[Webkit-unassigned] [Bug 42264] Prepare YARR JIT for matching regexps with iterative parentheses

bugzilla-daemon at webkit.org bugzilla-daemon at webkit.org
Thu Jul 15 00:54:15 PDT 2010


https://bugs.webkit.org/show_bug.cgi?id=42264





--- Comment #2 from Gavin Barraclough <barraclough at apple.com>  2010-07-15 00:54:15 PST ---
Hi Peter, this is really interesting, there are a couple of quite major problems here but hopefully they are fixable.

(1) You are recursing on the machine stack without stack guards.  This is unsafe, and may prove to be a security vulnerability - particularly in the case of JS execution in worker threads, where the stack may be small, and pages for the stack may lie within address ranges containing pages of the heap.

The trivial fix to this problem would be to set a recursion limit, but I don't think this will be sufficient in this case.  We have seen important use cases with regular expressions that contain quantified parentheses being run over very large strings, and have run into problems with recursion limits being too low in the past.  I'm doubtful that we can safely rely on there always being sufficient space available on the machine stack at the point a match starts to run all reasonable regexs (again, particularly considering worker threads).  Setting too low a threshold would be a functional regression with respect to the current implementation (which allocates memory on the heap, and as such is not bounded in this fashion).

I'd suggest a better approach to fixing this would be to implement a fast stack-like allocator that does bump-pointer memory allocation from pages allocated on the heap, rather than using the machine stack (possibly making an exception for regexes that only require a small, fixed stack space, in order to avoid the overhead of a memory allocation).  A class implementing the allocator could expose a simple data oriented interface to JIT code, which could describe the bounds of the allocation space current available, and could be used from JIT code to perform bounded bump-pointer allocations.  Upon performing an allocation a limit check could be performed, and if this failed we could call out to C code to attempt to allocate further pages.  Such an allocator could also be used from the YARR interpreter (which currently inefficiently mallocs/frees frames, despite having stack-like behaviour), and we would likely want to share a common implementation of an allocator.

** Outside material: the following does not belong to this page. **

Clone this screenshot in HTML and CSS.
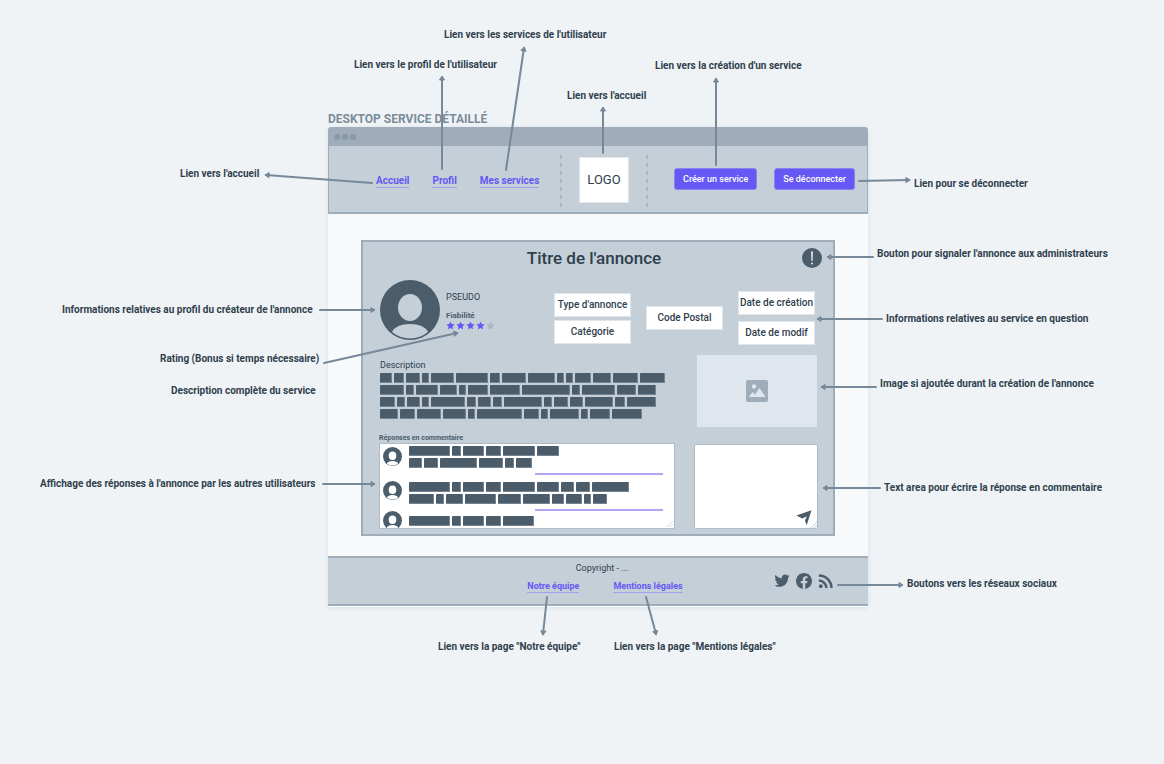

(2) Performance.  Applying this patch I see the runtime of v8-regex increase from 227ms to 470ms - is this in line with your expectations?  Given that some of the time in this benchmark is currently spent in PCRE, this is a >2x regression in the YARR JIT code.  Since it is not strictly necessary for the code generation for regular expressions currently supported by the JIT to be changed in adding support for those containing quantified parentheses, then I do not think any regression in the performance of currently supported regexes can be accepted.  I'm assuming that the problem here is related to the overhead you introduce by removing the use of compile-time determined stack frames, and replacing this with continuous dynamic allocation from the stack throughout.  I don't really expect you to be able to make this change without introducing a significant regression, and would suggest that to overcome this you're likely going to have to return to using compile-timer determined 
 stack frames for disjunctions (excluding the variable amount of space required for nested disjunctions with a quantifier >=2).  This way a stack(-like) allocation need only be performed upon each iteration of a quantified set of parentheses, rather than needing to do so for every single quantified atom encountered (or other atom that needs to record information).


One last thought: fixing problem (1) seems only likely to aggravate problem (2) - resolving the problem of stack overruns seems to inevitably involve introducing some form of bounds checking, which is likely to be further overhead upon every stack allocation, which would only makes any move away from using a compile-time determined stack frames more expensive.